Вскоре тесная каюта Стуббендорфа наполнилась запахом гнилой бумаги, которая лежала повсюду: на койке, на столе, на стульях, на полках и даже на полу. Мокрые страницы шли в том порядке, в котором репортер вынимал их из дневника. Подсохшие листы он вешал на веревку, и они висели в узкой каюте на манер гирлянды из флажков, покачиваясь вместе с судном на высоких волнах. Пока тонкие, как шелк, документы сохли, на них постепенно проявлялись слова. Бумага становилась светлее, и на ней проступали темные чернила, которые рассказывали историю мертвецов, словно голоса, доносящиеся из могилы и описывающие последние недели одного из приключений золотого века, последнего путешествия в стиле Жюля Верна, предпринятого тогда, когда технологии, казалось, открывали все возможности тому, кто дерзал их применить.
Родные и близкие исследователей 33 года гадали, что привело к их гибели. Может, шар упал в ледяные воды и трое пассажиров за считаные минуты умерли от переохлаждения? Некоторое время, пока Северный полюс оставался непокорен, кое-кто полагал, что путешественники обнаружили на севере континент и остались живы, но не смогли вернуться в цивилизацию. Высказывались и предположения, что, сев на лед, они попытались вернуться на Шпицберген, но умерли от усталости, голода и холода. Теперь у Стуббендорфа были ответы на все вопросы.

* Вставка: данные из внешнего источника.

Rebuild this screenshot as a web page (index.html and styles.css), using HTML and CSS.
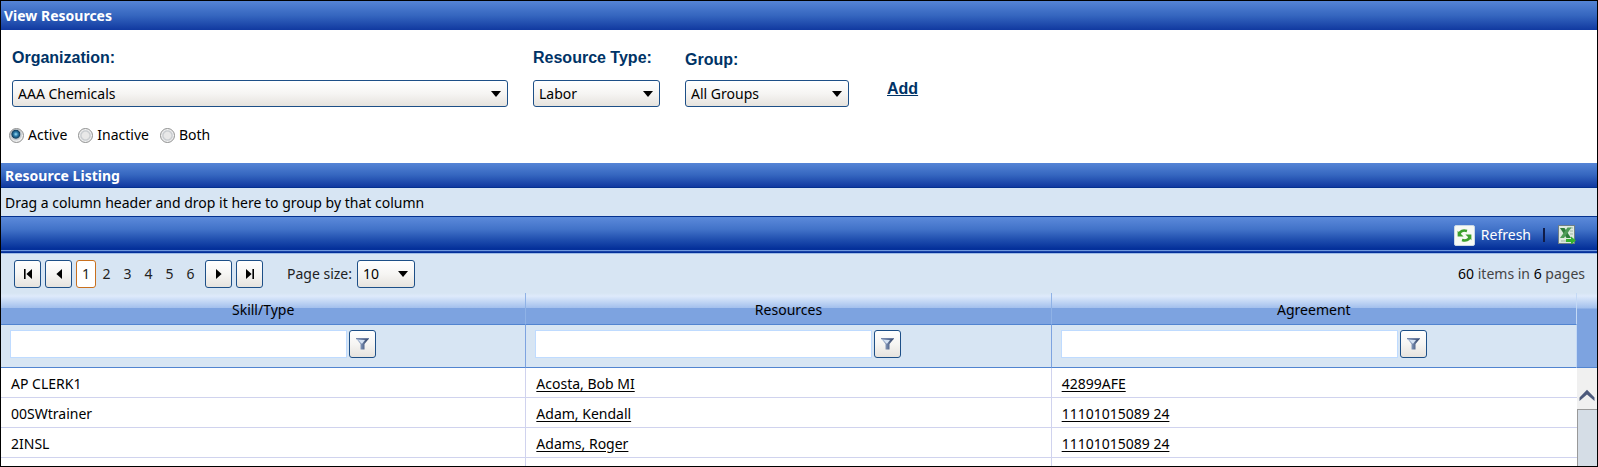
FILE: index.html
```html
<!DOCTYPE html>
<html lang="en">
<head>
<meta charset="utf-8">
<title>View Resources</title>
<link rel="stylesheet" href="styles.css">
</head>
<body>
<svg class="defs" width="0" height="0" aria-hidden="true">
  <defs>
    <linearGradient id="steel" x1="0" y1="0" x2="1" y2="0">
      <stop offset="0" stop-color="#c3d3ea"/><stop offset="0.5" stop-color="#6a7ea3"/><stop offset="1" stop-color="#26365a"/>
    </linearGradient>
    <symbol id="funnel" viewBox="0 0 13 12">
      <path d="M0 0.5H13L8.5 6V11.5H4.5V6Z" fill="url(#steel)"/>
      <path d="M0 0.7H13" stroke="#5f739b" stroke-width="1"/>
      <path d="M2.5 2H9L6.3 5.5H5.3Z" fill="#d5e2f3"/>
    </symbol>
  </defs>
</svg>
<div class="page">
  <h1 class="title-bar">View Resources</h1>

  <form class="criteria">
    <div class="fields">
      <div class="field field-org">
        <label class="field-label" for="org">Organization:</label>
        <span class="drop"><select id="org"><option>AAA Chemicals</option></select></span>
      </div>
      <div class="field field-type">
        <label class="field-label" for="type">Resource Type:</label>
        <span class="drop"><select id="type"><option>Labor</option></select></span>
      </div>
      <div class="field field-group">
        <label class="field-label" for="group">Group:</label>
        <span class="drop"><select id="group"><option>All Groups</option></select></span>
      </div>
      <a class="add" href="#">Add</a>
    </div>
    <div class="radios">
      <label class="radio"><input type="radio" name="status" checked>Active</label>
      <label class="radio"><input type="radio" name="status">Inactive</label>
      <label class="radio"><input type="radio" name="status">Both</label>
    </div>
  </form>

  <h2 class="list-bar">Resource Listing</h2>
  <div class="group-hint">Drag a column header and drop it here to group by that column</div>

  <div class="toolbar">
    <button type="button" class="tool">
      <svg width="21" height="21" viewBox="0 0 21 21" aria-hidden="true">
        <rect x="0.5" y="0.5" width="20" height="20" rx="1.5" fill="#f7faf4" stroke="#c9d8e6"/>
        <g fill="none" stroke="#3da02d" stroke-width="2.6">
          <path d="M5.5 9C6 6 9 4.8 13 6"/>
          <path d="M15.5 12C15 15 12 16.2 8 15"/>
        </g>
        <path d="M3.6 5.8V11.6H9.6Z" fill="#3da02d"/>
        <path d="M17.4 15.2V9.4H11.4Z" fill="#3da02d"/>
      </svg>
      Refresh
    </button>
    <span class="separator"></span>
    <button type="button" class="tool" aria-label="Export to Excel">
      <svg width="18" height="20" viewBox="0 0 18 20" aria-hidden="true">
        <rect x="0.5" y="0.5" width="16" height="18" fill="#dfeadf" stroke="#6f7f86"/>
        <path d="M12 3H15M12 6H15M12 9H15M3 16H9" stroke="#9db7a3"/>
        <path d="M2 3H6.5L13 13H8.5Z" fill="#2e7d3c"/>
        <path d="M13.5 2.5H9.5L2 13H6Z" fill="#4f9c58"/>
        <path d="M8 14H13V11.5L18 15.5L13 19.5V17H8Z" fill="#35b32f"/>
      </svg>
    </button>
  </div>

  <div class="pager">
    <div class="pager-nav">
      <button type="button" class="push" aria-label="First page"><svg width="10" height="10" viewBox="0 0 10 10"><path d="M1 0H2.6V10H1ZM9 0V10L3.4 5Z"/></svg></button>
      <button type="button" class="push" aria-label="Previous page"><svg width="10" height="10" viewBox="0 0 10 10"><path d="M8 0V10L2.4 5Z"/></svg></button>
      <div class="pages">
        <a class="num current" href="#">1</a><a class="num" href="#">2</a><a class="num" href="#">3</a><a class="num" href="#">4</a><a class="num" href="#">5</a><a class="num" href="#">6</a>
      </div>
      <button type="button" class="push" aria-label="Next page"><svg width="10" height="10" viewBox="0 0 10 10"><path d="M2 0V10L7.6 5Z"/></svg></button>
      <button type="button" class="push" aria-label="Last page"><svg width="10" height="10" viewBox="0 0 10 10"><path d="M9 0H7.4V10H9ZM1 0V10L6.6 5Z"/></svg></button>
    </div>
    <label class="size-label" for="size">Page size:</label>
    <span class="drop drop-size"><select id="size"><option>10</option></select></span>
    <span class="count"><b>60</b> items in <b>6</b> pages</span>
  </div>

  <div class="grid">
    <table class="table">
      <thead>
        <tr class="heads"><th scope="col">Skill/Type</th><th scope="col">Resources</th><th scope="col">Agreement</th></tr>
        <tr class="filters">
          <td><div class="filter"><input type="text" aria-label="Filter Skill/Type"><button type="button" class="push" aria-label="Filter Skill/Type options"><svg width="13" height="12"><use href="#funnel"/></svg></button></div></td>
          <td><div class="filter"><input type="text" aria-label="Filter Resources"><button type="button" class="push" aria-label="Filter Resources options"><svg width="13" height="12"><use href="#funnel"/></svg></button></div></td>
          <td><div class="filter"><input type="text" aria-label="Filter Agreement"><button type="button" class="push" aria-label="Filter Agreement options"><svg width="13" height="12"><use href="#funnel"/></svg></button></div></td>
        </tr>
      </thead>
      <tbody>
        <tr><td>AP CLERK1</td><td><a href="#">Acosta, Bob MI</a></td><td><a href="#">42899AFE</a></td></tr>
        <tr><td>00SWtrainer</td><td><a href="#">Adam, Kendall</a></td><td><a href="#">11101015089 24</a></td></tr>
        <tr><td>2INSL</td><td><a href="#">Adams, Roger</a></td><td><a href="#">11101015089 24</a></td></tr>
        <tr class="rest"><td></td><td></td><td></td></tr>
      </tbody>
    </table>
    <div class="scroll">
      <div class="scroll-head"></div>
      <div class="scroll-up"><svg width="16" height="12" viewBox="0 0 16 12"><path d="M0.5 8.5L8 0.8L15.5 8.5V12L8 5.6L0.5 12Z" fill="#4d5a7c"/></svg></div>
      <div class="scroll-thumb"></div>
    </div>
  </div>
</div>
</body>
</html>
```
FILE: styles.css
```css
* { box-sizing: border-box; }

body {
  margin: 0;
  background: #fff;
  color: #000;
  font: 14px/20px "Noto Sans", "Open Sans", sans-serif;
}

button, input, select { margin: 0; font: inherit; color: inherit; }

.defs { position: absolute; }

.page {
  display: flex;
  flex-direction: column;
  min-height: 100vh;
  border: 1px solid #000;
}

.title-bar, .list-bar {
  margin: 0;
  padding: 0 4px;
  color: #fff;
  font-size: 14px;
  font-weight: 700;
  background: linear-gradient(#5584d6, #3566bf 50%, #1139a0);
}
.title-bar { padding-left: 3px; line-height: 29px; }
.list-bar { padding-top: 2px; line-height: 22px; border-bottom: 1px solid #04318f; }

.criteria { padding: 18px 8px; }
.fields { display: flex; align-items: flex-end; padding-left: 3px; }
.field { display: flex; flex-direction: column; gap: 12px; }
.field-label, .add {
  color: #003366;
  font: bold 16px/20px "Liberation Sans", Arial, sans-serif;
}
.field-org { width: 496px; margin-right: 25px; }
.field-type { width: 127px; margin-right: 25px; }
.field-group { width: 164px; margin-right: 38px; gap: 10px; }
.add { margin-bottom: 8px; }

.drop { position: relative; display: block; }
.drop select {
  appearance: none;
  display: block;
  width: 100%;
  height: 27px;
  padding: 0 24px 0 5px;
  border: 1px solid #1d4f87;
  border-radius: 3px;
  background: linear-gradient(#fff, #f6f5f3 50%, #e6e3de);
}
.drop::after {
  content: "";
  position: absolute;
  right: 7px;
  top: 11px;
  width: 10px;
  height: 6px;
  background: #000;
  clip-path: polygon(0 0, 100% 0, 50% 100%);
  pointer-events: none;
}

.radios { display: flex; gap: 11px; margin-top: 18px; }
.radio { display: flex; align-items: center; gap: 4px; }
.radio input {
  appearance: none;
  width: 15px;
  height: 15px;
  border: 1px solid #8e8f8f;
  border-radius: 50%;
  background: radial-gradient(circle, #e8e8e8 35%, #c4c8cc 50%, #f2f2f2 65%);
}
.radio input:checked {
  background: radial-gradient(circle at 45% 40%, #9fe0f5 0, #2b7cab 20%, #12405f 38%, #b4bcc2 45%, #f0f0f0 65%);
}

.group-hint {
  padding: 5px 4px 3px;
  background: #d7e5f3;
}

.toolbar {
  display: flex;
  align-items: center;
  justify-content: flex-end;
  height: 38px;
  padding-right: 21px;
  border-top: 1px solid #04318f;
  border-bottom: 1px solid #9fbce6;
  background: linear-gradient(#5c8ada, #4172c8 35%, #1d4cad 65%, #04309a 88%, #04309a 91%, #6f97dc 92%, #6f97dc 95%, #04309a 96%);
}
.tool {
  display: flex;
  align-items: center;
  gap: 6px;
  padding: 0;
  border: 0;
  background: none;
  color: #fff;
}
.separator { width: 2px; height: 14px; margin: 0 13px 0 12px; background: #101c48; }

.pager {
  display: flex;
  align-items: center;
  padding: 6px 12px 5px 13px;
  background: #d7e5f3;
}
.pager-nav { display: flex; align-items: center; gap: 4px; }
.push {
  display: flex;
  align-items: center;
  justify-content: center;
  width: 27px;
  height: 28px;
  padding: 0;
  border: 1px solid #1d4f87;
  border-radius: 3px;
  background: linear-gradient(#fff, #f6f5f3 50%, #e6e3de);
}
.pages { display: flex; }
.num {
  width: 21px;
  border: 1px solid transparent;
  border-radius: 3px;
  color: #222;
  line-height: 26px;
  text-align: center;
  text-decoration: none;
}
.current { width: 20px; border-color: #c9701e; background: #fff; }
.size-label { margin: 0 5px 0 24px; color: #222; }
.drop-size { width: 58px; }
.drop-size select { height: 28px; }
.count { margin-left: auto; color: #444; }
.count b { color: #000; font-weight: 400; }

.grid { display: flex; flex: 1; }
.table {
  flex: 1;
  table-layout: fixed;
  border-collapse: separate;
  border-spacing: 0;
}
.table th {
  height: 32px;
  padding: 3px 0 0;
  border-right: 1px solid #8fb2e6;
  border-bottom: 1px solid #5184d0;
  background: linear-gradient(#d7e5f3, #deeafb 10%, #a3c0ed 48%, #7da3e0 50%, #7da3e0);
  font-weight: 400;
}
.table td {
  height: 30px;
  padding: 2px 10px 0;
  border-right: 1px solid #d0d3ee;
  border-bottom: 1px solid #d0d3ee;
}
.table a { color: #000; text-underline-offset: 2px; }
.table .filters td {
  height: 43px;
  padding: 0 9px 4px;
  border-right-color: #7da3e0;
  border-bottom-color: #5184d0;
  background: #d7e5f3;
}
.filter { display: flex; align-items: center; gap: 2px; }
.filter input {
  width: 337px;
  height: 28px;
  padding: 0 4px;
  border: 1px solid #bfdbff;
  background: #fff;
}
.table .rest td { height: auto; padding: 0; border-bottom: 0; }
.table th:last-child, .table .filters td:last-child { border-right-color: #c4d9f5; }
.table tbody td:last-child { border-right: 0; }

.scroll { display: flex; flex-direction: column; width: 20px; }
.scroll-head {
  height: 75px;
  border-bottom: 1px solid #5184d0;
  background: linear-gradient(#d7e5f3, #deeafb 3px, #a3c0ed 15px, #7da3e0 16px);
}
.scroll-up {
  display: flex;
  align-items: flex-end;
  justify-content: center;
  height: 41px;
  padding-bottom: 8px;
  background: #f0f0f0;
}
.scroll-thumb {
  flex: 1;
  border: 1px solid #999;
  border-width: 1px 0 0 1px;
  background: #d5dde6;
}
```
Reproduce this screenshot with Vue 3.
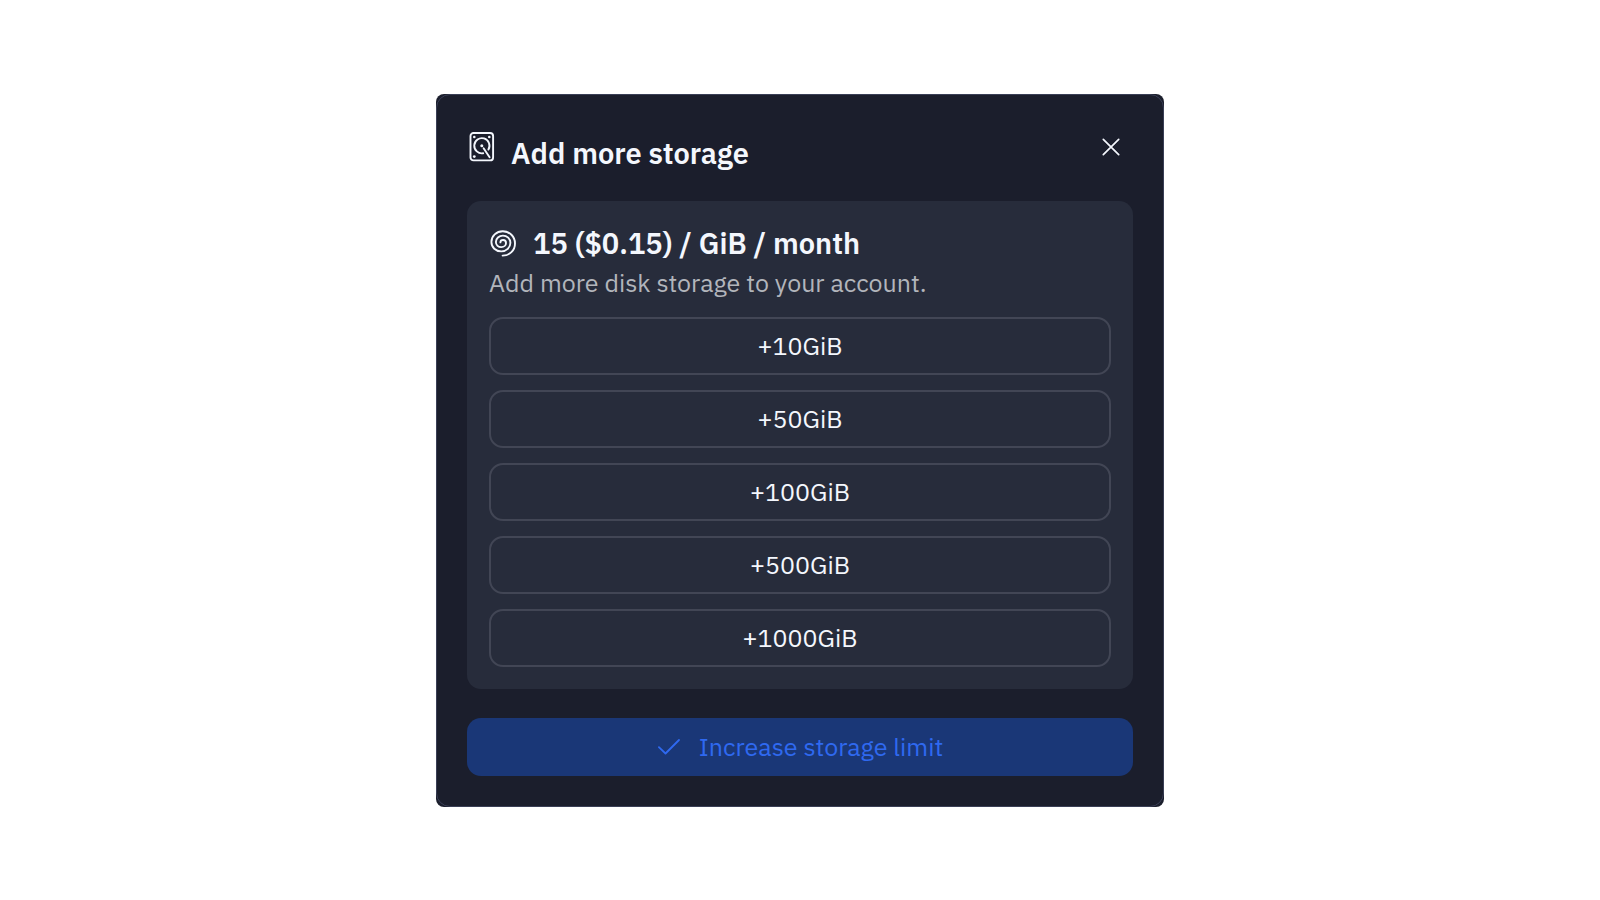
<script setup>
import { ref } from 'vue'

const sizes = [10, 50, 100, 500, 1000]
const selected = ref(null)
</script>

<template>
  <main class="page">
    <section class="dialog" role="dialog" aria-labelledby="dialog-title">
      <div class="frame">
        <header class="header">
          <svg class="disk" viewBox="0 0 26 32" aria-hidden="true">
            <rect x="1.5" y="2" width="22.6" height="27.4" rx="3" stroke-width="1.9" />
            <path d="M14.2 22.2A7.6 7.6 0 1 1 19.4 18.6" stroke-width="1.9" />
            <path d="M14.6 17.2l6 9" stroke-width="1.9" />
            <g class="dots">
              <circle cx="12.8" cy="14.8" r="1.5" />
              <circle cx="5.3" cy="6" r="1.3" />
              <circle cx="20.3" cy="6" r="1.3" />
              <circle cx="5.3" cy="25.6" r="1.4" />
            </g>
          </svg>
          <h1 id="dialog-title" class="title">Add more storage</h1>
          <button class="close" type="button" aria-label="Close">
            <svg viewBox="0 0 18 18" aria-hidden="true"><path d="M1.3 1.3l15.4 15.4M16.7 1.3L1.3 16.7" stroke-width="1.7" /></svg>
          </button>
        </header>

        <div class="panel">
          <h2 class="price">
            <svg class="spiral" viewBox="0 0 28 28" aria-hidden="true">
              <path d="M13.6 26.6C20.6 26.6 26 21.4 26 14.4C26 7.6 20.6 2.2 13.8 2.2C7.4 2.2 2.4 7 2.4 13C2.4 18.4 6.8 22.4 12.2 22.4C17.4 22.4 21.4 18.6 21.4 13.8C21.4 9.6 18 6.6 13.9 6.6C10 6.6 6.9 9.4 6.9 13C6.9 16 9.4 18.1 12.3 18.1C15 18.1 17 16.2 17 13.9C17 12.2 15.8 11 14.1 11C12.5 11 11.4 12 11.4 13.4" stroke-width="1.9" />
            </svg>
            <span>15 ($0.15) / GiB / month</span>
          </h2>
          <p class="hint">Add more disk storage to your account.</p>
          <div class="options">
            <button
              v-for="size in sizes"
              :key="size"
              class="option"
              type="button"
              :aria-pressed="selected === size"
              @click="selected = size"
            >+{{ size }}GiB</button>
          </div>
        </div>

        <button class="submit" type="button">
          <svg class="check" viewBox="0 0 24 18" aria-hidden="true"><path d="M1.9 9.1l6.6 6.4L22 2" stroke-width="1.8" /></svg>
          <span>Increase storage limit</span>
        </button>
      </div>
    </section>
  </main>
</template>

<style>
body {
  background: #fff;
}
</style>

<style scoped>
.page {
  box-sizing: border-box;
  min-height: 100vh;
  display: flex;
  align-items: center;
  justify-content: center;
  padding: 16px;
  font-family: "IBM Plex Sans", Roboto, "Liberation Sans", sans-serif;
  font-size: 25px;
  line-height: 34px;
  color: #f4f7fd;
}

svg {
  display: block;
  flex: none;
  fill: none;
  stroke: currentColor;
  stroke-linecap: round;
  stroke-linejoin: round;
}

button {
  font: inherit;
  color: inherit;
  cursor: pointer;
}

.dialog {
  width: 100%;
  max-width: 728px;
  border-radius: 8px;
  background: #1b1e2c;
  overflow: hidden;
}

.frame {
  border: 1px solid #3a3f56;
  border-radius: 14px;
  padding: 30px;
}

.header {
  display: flex;
  align-items: flex-start;
  gap: 16px;
  padding: 6px 0 26px;
}

.disk {
  width: 26px;
  height: 32px;
  margin-left: 2px;
}

.dots {
  fill: currentColor;
  stroke: none;
}

.title,
.price {
  margin: 0;
  font-size: 29px;
  line-height: 44px;
  font-weight: 600;
}

.close {
  margin: 2px 0 0 auto;
  padding: 5px 13px;
  border: 0;
  background: none;
}

.close svg {
  width: 18px;
  height: 18px;
}

.panel {
  padding: 20px 22px 22px;
  border-radius: 14px;
  background: #272c3b;
}

.price {
  display: flex;
  align-items: center;
  gap: 16px;
}

.spiral {
  width: 28px;
  height: 28px;
}

.hint {
  margin: 0 0 16px;
  line-height: 36px;
  color: #b2b5bb;
}

.options {
  display: flex;
  flex-direction: column;
  gap: 15px;
}

.option,
.submit {
  box-sizing: border-box;
  width: 100%;
  height: 58px;
  border-radius: 14px;
}

.option {
  border: 2px solid #424655;
  background: none;
}

.submit {
  display: flex;
  align-items: center;
  justify-content: center;
  gap: 18px;
  margin-top: 29px;
  border: 0;
  background: #1a3777;
  color: #2f69f0;
}

.check {
  width: 24px;
  height: 18px;
}
</style>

Хотя Андре, Стриндберг и Френкель пропали и, очевидно, не смогли добраться до Северного полюса, в Швеции их считали героями. Как Британия оплакивала капитана Роберта Фалкона Скотта, так и Швеция скорбела по Андре и его спутникам, которые стали воплощением отваги и мужественности, хоть и встретили трагический конец. Их катастрофическая экспедиция была такой же героической, как экспедиция Скотта. Возможно, она была столь же плохо спланирована и точно столь же безрассудна. И все же в ней было величие, ощущение невозможной романтики, которое чувствовалось даже в 1930 году, когда были наконец обнаружены их тела.
Вторя последним словам Скотта – «Наши тела расскажут историю за меня», – останки, найденные на льду острова Белый, начали выдавать свои секреты. «Исбьёрн» полным ходом шел в Тромсё, а трое шведских исследователей постепенно выступали из тумана времен, пока Стуббендорф читал их дневниковые записи. Они рассказывали ему о своих попытках выжить, своих страхах, надеждах и приключениях, но главным образом – о тоске, которую испытывали в разлуке с близкими, с любимыми женщинами, которым осталось лишь оплакивать несбывшееся и гадать, что случилось с тремя отважными исследователями из Швеции.
Пока Стуббендорф работал в своей каюте, в Гётеборге женщина среднего возраста готовилась подняться на борт парохода, уходящего в Саутгемптон. Анна Хоутри провела немало времени в гостях у родственников и теперь возвращалась в город Пейнтон в графстве Девон, где ее ждал муж Гилберт.
Август прошел прекрасно, но всякий раз, приезжая в Швецию, Анна вспоминала о прошлом, когда была помолвлена с блестящим молодым физиком. Казалось, это было в прошлой жизни, но боль не стихала даже по прошествии тридцати с лишним лет.
Как всегда, Анна навестила родственников бывшего жениха, с которыми прожила некоторое время после помолвки. Как всегда, ей было тяжело проститься с ними. Багаж уже подняли на борт, билеты проверили, и Анна со слезами на глазах прощалась с подругой, когда по пристани к ней подбежал запыхавшийся юноша.
– Они нашли его! – воскликнул он. Анна узнала в юноше сына друга семьи. – На острове Белый, – продолжил он. – Во льду. Два тела, и одно из них принадлежит Нильсу. У него на пальце осталось помолвочное кольцо.
Анна пошатнулась. Тридцать три года молчания, а теперь такое.
– Откуда вы знаете? Что вам известно? – спросила она.
Постепенно история обрела форму. Оказалось, что охотники на моржей обнаружили тела, нашли вещи, а затем «Братвог» привез Андре и ее любимого Нильса обратно в Швецию. Об этом писали в газетах, но семья, где гостила Анна, не сообщала ей новости, пока не было получено подтверждение, что нашли именно Нильса.
Наконец Анна узнала, что случилось с ее первым возлюб-ленным, которого она не забыла и который завещал ей все свое имущество. Его портреты висели у нее дома в Девоне. На нее нахлынули яркие воспоминания о счастливых временах ее юности: о бурном романе и помолвке, о долгих воскресных днях за городом и пристрастии Нильса к фотографии, о его признаниях в вечной любви перед отъездом на остров Датский, о письмах из Виргохамны, о его снимках в газетах.